Syne Tune: Large-Scale and Reproducible Hyperparameter Optimization
This package provides state-of-the-art algorithms for hyperparameter optimization (HPO) with the following key features:
Wide coverage (>20) of different HPO methods, including:
Asynchronous versions to maximize utilization and distributed versions (i.e., with multiple workers);
Multi-fidelity methods supporting model-based decisions (BOHB, MOBSTER, Hyper-Tune, DyHPO, BORE);
Hyperparameter transfer learning to speed up (repeated) tuning jobs;
Multi-objective optimizers that can tune multiple objectives simultaneously (such as accuracy and latency).
HPO can be run in different environments (locally, AWS, simulation) by changing just one line of code.
Out-of-the-box tabulated benchmarks that allows you simulate results in seconds while preserving the real dynamics of asynchronous or synchronous HPO with any number of workers.
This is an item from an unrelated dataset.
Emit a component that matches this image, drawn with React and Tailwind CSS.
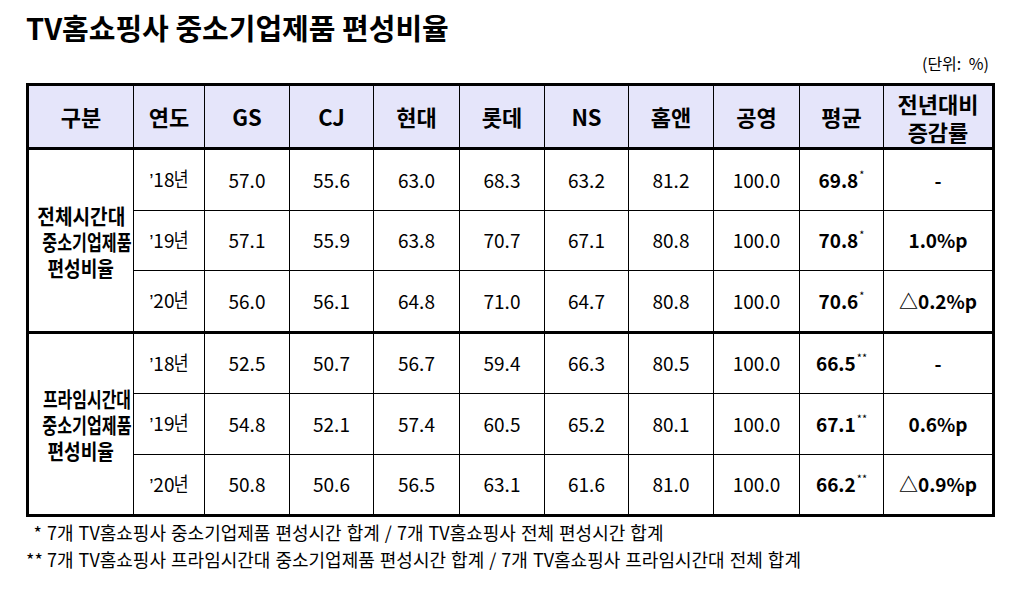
import React from "react";

const cols = [106, 71, 85, 84, 86, 85, 84, 85, 86, 84, 110];
const heads = ["GS", "CJ", "현대", "롯데", "NS", "홈앤", "공영", "평균"];

const sections = [
    {
        label: [
            ["전체시간대", "scale-x-[0.91]"],
            ["중소기업제품", "scale-x-[0.77]"],
            ["편성비율", "scale-x-[0.86]"],
        ],
        mark: "*",
        rows: [
            { year: "18", h: "h-[62px]", vals: ["57.0", "55.6", "63.0", "68.3", "63.2", "81.2", "100.0"], avg: "69.8", diff: "-" },
            { year: "19", h: "h-[60px]", vals: ["57.1", "55.9", "63.8", "70.7", "67.1", "80.8", "100.0"], avg: "70.8", diff: "1.0%p" },
            { year: "20", h: "h-[62px]", vals: ["56.0", "56.1", "64.8", "71.0", "64.7", "80.8", "100.0"], avg: "70.6", diff: "△0.2%p" },
        ],
    },
    {
        label: [
            ["프라임시간대", "scale-x-[0.76]"],
            ["중소기업제품", "scale-x-[0.77]"],
            ["편성비율", "scale-x-[0.86]"],
        ],
        mark: "**",
        rows: [
            { year: "18", h: "h-[61px]", vals: ["52.5", "50.7", "56.7", "59.4", "66.3", "80.5", "100.0"], avg: "66.5", diff: "-" },
            { year: "19", h: "h-[61px]", vals: ["54.8", "52.1", "57.4", "60.5", "65.2", "80.1", "100.0"], avg: "67.1", diff: "0.6%p" },
            { year: "20", h: "h-[61px]", vals: ["50.8", "50.6", "56.5", "63.1", "61.6", "81.0", "100.0"], avg: "66.2", diff: "△0.9%p" },
        ],
    },
];

export default function App() {
    return (
        <div className="w-[1027px] h-[589px] bg-white text-black font-['Noto_Sans_CJK_KR',sans-serif] pl-[26px] overflow-hidden">
            <div className="h-[52px] pt-[10px] text-[29px] leading-[34px] font-bold whitespace-nowrap">
                TV홈쇼핑사 중소기업제품 편성비율
            </div>
            <div className="h-[31px] w-[966px] flex justify-end pr-[3px] text-[16px] leading-[20px] pt-[1px] [word-spacing:4px]">
                (단위: %)
            </div>
            <table className="table-fixed border-collapse border-[3px] border-black w-[966px]">
                <colgroup>
                    {cols.map((w, i) => (
                        <col key={i} style={{ width: w }} />
                    ))}
                </colgroup>
                <thead>
                    <tr className="h-[64px] bg-[#e5e5fa] text-[22px] font-bold">
                        <th className="border border-black border-b-[3px]">구분</th>
                        <th className="border border-black border-b-[3px]">연도</th>
                        {heads.map((h) => (
                            <th key={h} className="border border-black border-b-[3px]">{h}</th>
                        ))}
                        <th className="border border-black border-b-[3px] leading-[28px]">
                            전년대비
                            <br />
                            증감률
                        </th>
                    </tr>
                </thead>
                {sections.map((s, si) => (
                    <tbody key={si} className="border-b-[3px] border-black">
                        {s.rows.map((r, ri) => (
                            <tr key={r.year} className={`${r.h} text-[19px] text-center`}>
                                {ri === 0 && (
                                    <td rowSpan={3} className="border border-black font-bold text-[21px] leading-[26px] whitespace-nowrap">
                                        {s.label.map(([t, sc]) => (
                                            <div key={t}>
                                                <span className={`inline-block ${sc}`}>{t}</span>
                                            </div>
                                        ))}
                                    </td>
                                )}
                                <td className="border border-black whitespace-nowrap">
                                    <span className="font-['Liberation_Sans',sans-serif]">’</span>
                                    {r.year}
                                    <span className="inline-block scale-x-[0.8] -ml-[2px] -mr-[2px] text-[20px]">년</span>
                                </td>
                                {r.vals.map((v, vi) => (
                                    <td key={vi} className="border border-black">{v}</td>
                                ))}
                                <td className="border border-black font-bold whitespace-nowrap">
                                    {r.avg}
                                    <sup className="text-[11px] font-normal -top-[9px] ml-[1px]">{s.mark}</sup>
                                </td>
                                <td className="border border-black font-bold whitespace-nowrap">{r.diff}</td>
                            </tr>
                        ))}
                    </tbody>
                ))}
            </table>
            <div className="pt-[2px] text-[18px] leading-[27px] [word-spacing:1px] whitespace-nowrap">
                <div>
                    <span className="inline-block w-[16px] text-right">*</span> 7개 TV홈쇼핑사 중소기업제품 편성시간 합계 / 7개 TV홈쇼핑사 전체 편성시간 합계
                </div>
                <div>
                    <span className="inline-block w-[16px] text-right">**</span> 7개 TV홈쇼핑사 프라임시간대 중소기업제품 편성시간 합계 / 7개 TV홈쇼핑사 프라임시간대 전체 합계
                </div>
            </div>
        </div>
    );
}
New tutorial: Using Syne Tune for Transfer Learning. Transfer learning allows us to speed up our current optimisation by learning from related optimisation runs. Syne Tune provides a number of transfer HPO methods and makes it easy to implement new ones. Thanks to Sigrid for this contribution.
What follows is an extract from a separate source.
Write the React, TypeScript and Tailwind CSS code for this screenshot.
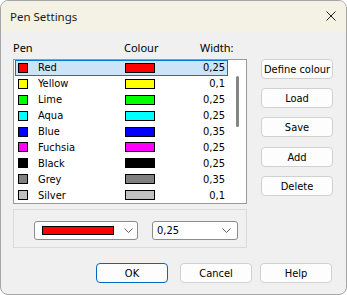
import React from "react";

const pens = [
  { name: "Red", color: "#ff0000", width: "0,25" },
  { name: "Yellow", color: "#ffff00", width: "0,1" },
  { name: "Lime", color: "#00ff00", width: "0,25" },
  { name: "Aqua", color: "#00ffff", width: "0,25" },
  { name: "Blue", color: "#0000ff", width: "0,35" },
  { name: "Fuchsia", color: "#ff00ff", width: "0,25" },
  { name: "Black", color: "#000000", width: "0,25" },
  { name: "Grey", color: "#808080", width: "0,35" },
  { name: "Silver", color: "#c0c0c0", width: "0,1" },
];

function Chevron() {
  return (
    <svg width="9" height="5" viewBox="0 0 9 5" className="shrink-0">
      <polyline points="0.5,0.5 4.5,4.5 8.5,0.5" fill="none" stroke="#5f5f5f" strokeWidth="1" />
    </svg>
  );
}

function Btn({ label, primary }: { label: string; primary?: boolean }) {
  return (
    <div
      className={
        "w-[72px] h-[20px] flex items-center justify-center rounded-[4px] bg-[#fdfdfd] text-[11px] leading-[13px] text-black " +
        (primary ? "border-[1.5px] border-[#0067c0]" : "border border-[#d0d0d0]")
      }
    >
      {label}
    </div>
  );
}

export default function App() {
  return (
    <div className="w-[347px] h-[295px] bg-white">
      <div className="w-[347px] h-[295px] rounded-[8px] border border-[#a6a6a6] overflow-hidden flex flex-col bg-[#f0f0f0] font-['DejaVu_Sans_Condensed','Liberation_Sans',sans-serif] text-black">
        {/* title bar */}
        <div className="h-[30px] shrink-0 bg-[#f4f2e4] flex items-center pl-[9px] pr-[10px]">
          <span className="font-['Noto_Sans',sans-serif] text-[11.5px] leading-[14px] text-[#1a1a1a] mt-[1px]">Pen Settings</span>
          <div className="flex-1" />
          <svg width="10" height="10" viewBox="0 0 10 10" className="mr-[0px]">
            <line x1="0.5" y1="0.5" x2="9.5" y2="9.5" stroke="#202020" strokeWidth="1" />
            <line x1="9.5" y1="0.5" x2="0.5" y2="9.5" stroke="#202020" strokeWidth="1" />
          </svg>
        </div>

        {/* body */}
        <div className="flex flex-col pl-[12px] pt-[9px]">
          <div className="flex">
            {/* left column */}
            <div className="w-[234px] flex flex-col">
              <div className="h-[19px] relative text-[11px] leading-[14px]">
                <span className="absolute left-0 top-[1px] font-['Noto_Sans',sans-serif] text-[11px]">Pen</span>
                <span className="absolute left-[111px] top-[1px] font-['Noto_Sans',sans-serif] text-[11px]">Colour</span>
                <span className="absolute left-[187px] top-[1px] font-['Noto_Sans',sans-serif] text-[11px]">Width:</span>
              </div>
              {/* list */}
              <div className="h-[145px] border border-[#9a9a9a] bg-white flex">
                <div className="w-[214px] pl-[1px] flex flex-col">
                  {pens.map((p, i) => (
                    <div
                      key={p.name}
                      className={
                        "h-[16px] flex items-center text-[11px] leading-[13px] " +
                        (i === 0 ? "bg-[#cce4f7] border border-[#0078d4]" : "border border-transparent")
                      }
                    >
                      <div className="ml-[2px] w-[10px] h-[10px] border border-black shrink-0" style={{ backgroundColor: p.color }} />
                      <div className="ml-[10px] w-[87px] text-[#000000]">{p.name}</div>
                      <div className="w-[30px] h-[10px] border border-black shrink-0" style={{ backgroundColor: p.color }} />
                      <div className="flex-1 text-right pr-[2px]">{p.width}</div>
                    </div>
                  ))}
                </div>
                <div className="flex-1 flex justify-center pt-[16px]">
                  <div className="w-[3px] h-[51px] rounded-full bg-[#858585]" />
                </div>
              </div>
              {/* group box */}
              <div className="mt-[5px] h-[39px] border border-[#dadada] flex items-start pt-[11px] pl-[20px]">
                <div className="w-[104px] h-[19px] bg-white border border-[#8c8c8c] rounded-[3px] flex items-center pl-[7px] pr-[4px]">
                  <div className="w-[72px] h-[9px] bg-[#ff0000] border border-black" />
                  <div className="flex-1" />
                  <Chevron />
                </div>
                <div className="ml-[14px] w-[86px] h-[19px] bg-white border border-[#8c8c8c] rounded-[3px] flex items-center pl-[4px] pr-[6px] text-[11px] leading-[13px]">
                  <span>0,25</span>
                  <div className="flex-1" />
                  <Chevron />
                </div>
              </div>
            </div>

            {/* right column */}
            <div className="ml-[14px] pt-[19px] flex flex-col">
              <Btn label="Define colour" />
              <div className="mt-[9px]"><Btn label="Load" /></div>
              <div className="mt-[9px]"><Btn label="Save" /></div>
              <div className="mt-[10px]"><Btn label="Add" /></div>
              <div className="mt-[9px]"><Btn label="Delete" /></div>
            </div>
          </div>

          {/* bottom buttons */}
          <div className="flex mt-[15px] ml-[83px]">
            <Btn label="OK" primary />
            <div className="ml-[12px]"><Btn label="Cancel" /></div>
            <div className="ml-[8px]"><Btn label="Help" /></div>
          </div>
        </div>
      </div>
    </div>
  );
}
DyHPO. This is a recent multi-fidelity method, which can be seen as alternative to ASHA, MOBSTER or HyperTune. Different to these, decisions on whether to promote paused trials are done based on the surrogate model. Our implementation differs from the published work by using a Gaussian process surrogate model, and by a promotion rule which is a hybrid between DyHPO and ASHA.
New tutorial: How to Contribute a New Scheduler. Learn how to implement your own scheduler, wrap external code, or modify one of the existing templates in order to get your job done.
New tutorial: Benchmarking in Syne Tune. You’d like to run many experiments in parallel, or launch training jobs on different instances, all by modifying some simple scripts to your needs? Then our benchmarking mechanism is for you.
New tutorial: Progressive ASHA. PASHA is a variant of ASHA where the maximum number of resources (e.g., maximum number of training epochs) is not fixed up front, but is adapted. This can lead to savings when training on large datasets. Thanks to Ondre for this contribution.